=== Task description ===
All the data should be repeated exactly. Any image in it is left out.

:: Data extract ::

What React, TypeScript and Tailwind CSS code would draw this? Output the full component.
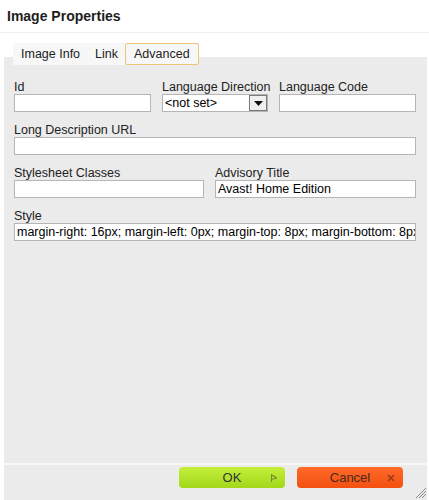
import React from "react";

const font = { fontFamily: '"Liberation Sans", Arial, sans-serif' };

function Field({
  label,
  width,
  value,
}: {
  label: string;
  width: string;
  value?: string;
}) {
  return (
    <div className={`flex flex-col ${width}`}>
      <label className="text-[12.5px] leading-[13px] pt-[2px] text-[#222] whitespace-nowrap">{label}</label>
      <div className="h-[18px] bg-white border border-[#b5b5b5] px-[2px] text-[12.5px] leading-[16px] text-black overflow-hidden whitespace-nowrap">
        {value}
      </div>
    </div>
  );
}

export default function App() {
  return (
    <div className="w-[429px] h-[500px] bg-white flex flex-col overflow-hidden" style={font}>
      <div className="h-[33px] px-[7px] flex items-center border-b border-[#f0f0f0]">
        <h1 className="text-[14px] font-bold text-[#1e1e1e]">Image Properties</h1>
      </div>

      <div className="flex-1 flex flex-col pl-[4px] pr-[2px] pt-[10px]">
        {/* tabs */}
        <div className="h-[22px] flex pl-[9px] bg-[linear-gradient(to_bottom,#ffffff_14px,#ebebeb_14px)]">
          <div className="px-[8px] flex items-center bg-[#f7f7f7] text-[12.5px] text-[#222]">Image Info</div>
          <div className="px-[7px] flex items-center bg-[#f7f7f7] text-[12.5px] text-[#222]">Link</div>
          <div className="px-[8px] flex items-center bg-[#f7f7f7] border border-[#f0c27a] rounded-[2px] text-[12.5px] text-[#222]">
            Advanced
          </div>
        </div>

        {/* fields */}
        <div className="flex-1 bg-[#ebebeb] flex flex-col gap-[10px] px-[10px] pt-[14px]">
          <div className="flex gap-[11px]">
            <Field label="Id" width="w-[137px]" />
            <div className="flex flex-col w-[106px]">
              <label className="text-[12.5px] leading-[13px] pt-[2px] text-[#222] whitespace-nowrap">Language Direction</label>
              <div className="h-[18px] bg-white border border-[#b5b5b5] flex items-stretch">
                <span className="flex-1 px-[2px] text-[12.5px] leading-[16px] text-black">&lt;not set&gt;</span>
                <span className="w-[18px] bg-[#efefef] border border-[#7a7a7a] flex items-center justify-center">
                  <svg width="9" height="5" viewBox="0 0 9 5">
                    <path d="M0 0h9L4.5 5z" fill="#111" />
                  </svg>
                </span>
              </div>
            </div>
            <Field label="Language Code" width="w-[137px]" />
          </div>

          <Field label="Long Description URL" width="w-[402px]" />

          <div className="flex gap-[11px]">
            <Field label="Stylesheet Classes" width="w-[190px]" />
            <Field label="Advisory Title" width="w-[201px]" value="Avast! Home Edition" />
          </div>

          <Field
            label="Style"
            width="w-[402px]"
            value="margin-right: 16px; margin-left: 0px; margin-top: 8px; margin-bottom: 8px;"
          />
        </div>

        {/* footer */}
        <div className="h-[37px] bg-[#ebebeb] border-t-2 border-[#f7f7f7] relative">
          <div className="flex gap-[12px] pl-[175px] pt-[2px]">
            <button className="w-[106px] h-[21px] rounded-[4px] bg-[linear-gradient(to_bottom,#c4ef3c,#a2d81a)] text-[13px] text-[#333] relative flex items-center justify-center">
              OK
              <svg className="absolute right-[8px] top-[7px]" width="6" height="8" viewBox="0 0 6 8">
                <path d="M0.5 0v8M0.5 0.5l5 3.5-5 1.5" stroke="#7a8a30" strokeWidth="1.2" fill="none" />
              </svg>
            </button>
            <button className="w-[106px] h-[21px] rounded-[4px] bg-[linear-gradient(to_bottom,#ff6a2b,#f2500f)] text-[13px] text-[#4a2a1c] relative flex items-center justify-center">
              Cancel
              <svg className="absolute right-[8px] top-[7px]" width="8" height="8" viewBox="0 0 8 8">
                <path d="M1 1l6 6M7 1l-6 6" stroke="#9a3a18" strokeWidth="1.6" />
              </svg>
            </button>
          </div>
          <svg className="absolute right-[1px] bottom-[2px]" width="11" height="11" viewBox="0 0 11 11">
            <path d="M11 1L1 11M11 4L4 11M11 7L7 11" stroke="#8a8a8a" strokeWidth="1" />
          </svg>
        </div>
      </div>
    </div>
  );
}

:::

=== The answer ===
What React, TypeScript and Tailwind CSS code would draw this? Output the full component.
import React from "react";

const font = { fontFamily: '"Liberation Sans", Arial, sans-serif' };

function Field({
  label,
  width,
  value,
}: {
  label: string;
  width: string;
  value?: string;
}) {
  return (
    <div className={`flex flex-col ${width}`}>
      <label className="text-[12.5px] leading-[13px] pt-[2px] text-[#222] whitespace-nowrap">{label}</label>
      <div className="h-[18px] bg-white border border-[#b5b5b5] px-[2px] text-[12.5px] leading-[16px] text-black overflow-hidden whitespace-nowrap">
        {value}
      </div>
    </div>
  );
}

export default function App() {
  return (
    <div className="w-[429px] h-[500px] bg-white flex flex-col overflow-hidden" style={font}>
      <div className="h-[33px] px-[7px] flex items-center border-b border-[#f0f0f0]">
        <h1 className="text-[14px] font-bold text-[#1e1e1e]">Image Properties</h1>
      </div>

      <div className="flex-1 flex flex-col pl-[4px] pr-[2px] pt-[10px]">
        {/* tabs */}
        <div className="h-[22px] flex pl-[9px] bg-[linear-gradient(to_bottom,#ffffff_14px,#ebebeb_14px)]">
          <div className="px-[8px] flex items-center bg-[#f7f7f7] text-[12.5px] text-[#222]">Image Info</div>
          <div className="px-[7px] flex items-center bg-[#f7f7f7] text-[12.5px] text-[#222]">Link</div>
          <div className="px-[8px] flex items-center bg-[#f7f7f7] border border-[#f0c27a] rounded-[2px] text-[12.5px] text-[#222]">
            Advanced
          </div>
        </div>

        {/* fields */}
        <div className="flex-1 bg-[#ebebeb] flex flex-col gap-[10px] px-[10px] pt-[14px]">
          <div className="flex gap-[11px]">
            <Field label="Id" width="w-[137px]" />
            <div className="flex flex-col w-[106px]">
              <label className="text-[12.5px] leading-[13px] pt-[2px] text-[#222] whitespace-nowrap">Language Direction</label>
              <div className="h-[18px] bg-white border border-[#b5b5b5] flex items-stretch">
                <span className="flex-1 px-[2px] text-[12.5px] leading-[16px] text-black">&lt;not set&gt;</span>
                <span className="w-[18px] bg-[#efefef] border border-[#7a7a7a] flex items-center justify-center">
                  <svg width="9" height="5" viewBox="0 0 9 5">
                    <path d="M0 0h9L4.5 5z" fill="#111" />
                  </svg>
                </span>
              </div>
            </div>
            <Field label="Language Code" width="w-[137px]" />
          </div>

          <Field label="Long Description URL" width="w-[402px]" />

          <div className="flex gap-[11px]">
            <Field label="Stylesheet Classes" width="w-[190px]" />
            <Field label="Advisory Title" width="w-[201px]" value="Avast! Home Edition" />
          </div>

          <Field
            label="Style"
            width="w-[402px]"
            value="margin-right: 16px; margin-left: 0px; margin-top: 8px; margin-bottom: 8px;"
          />
        </div>

        {/* footer */}
        <div className="h-[37px] bg-[#ebebeb] border-t-2 border-[#f7f7f7] relative">
          <div className="flex gap-[12px] pl-[175px] pt-[2px]">
            <button className="w-[106px] h-[21px] rounded-[4px] bg-[linear-gradient(to_bottom,#c4ef3c,#a2d81a)] text-[13px] text-[#333] relative flex items-center justify-center">
              OK
              <svg className="absolute right-[8px] top-[7px]" width="6" height="8" viewBox="0 0 6 8">
                <path d="M0.5 0v8M0.5 0.5l5 3.5-5 1.5" stroke="#7a8a30" strokeWidth="1.2" fill="none" />
              </svg>
            </button>
            <button className="w-[106px] h-[21px] rounded-[4px] bg-[linear-gradient(to_bottom,#ff6a2b,#f2500f)] text-[13px] text-[#4a2a1c] relative flex items-center justify-center">
              Cancel
              <svg className="absolute right-[8px] top-[7px]" width="8" height="8" viewBox="0 0 8 8">
                <path d="M1 1l6 6M7 1l-6 6" stroke="#9a3a18" strokeWidth="1.6" />
              </svg>
            </button>
          </div>
          <svg className="absolute right-[1px] bottom-[2px]" width="11" height="11" viewBox="0 0 11 11">
            <path d="M11 1L1 11M11 4L4 11M11 7L7 11" stroke="#8a8a8a" strokeWidth="1" />
          </svg>
        </div>
      </div>
    </div>
  );
}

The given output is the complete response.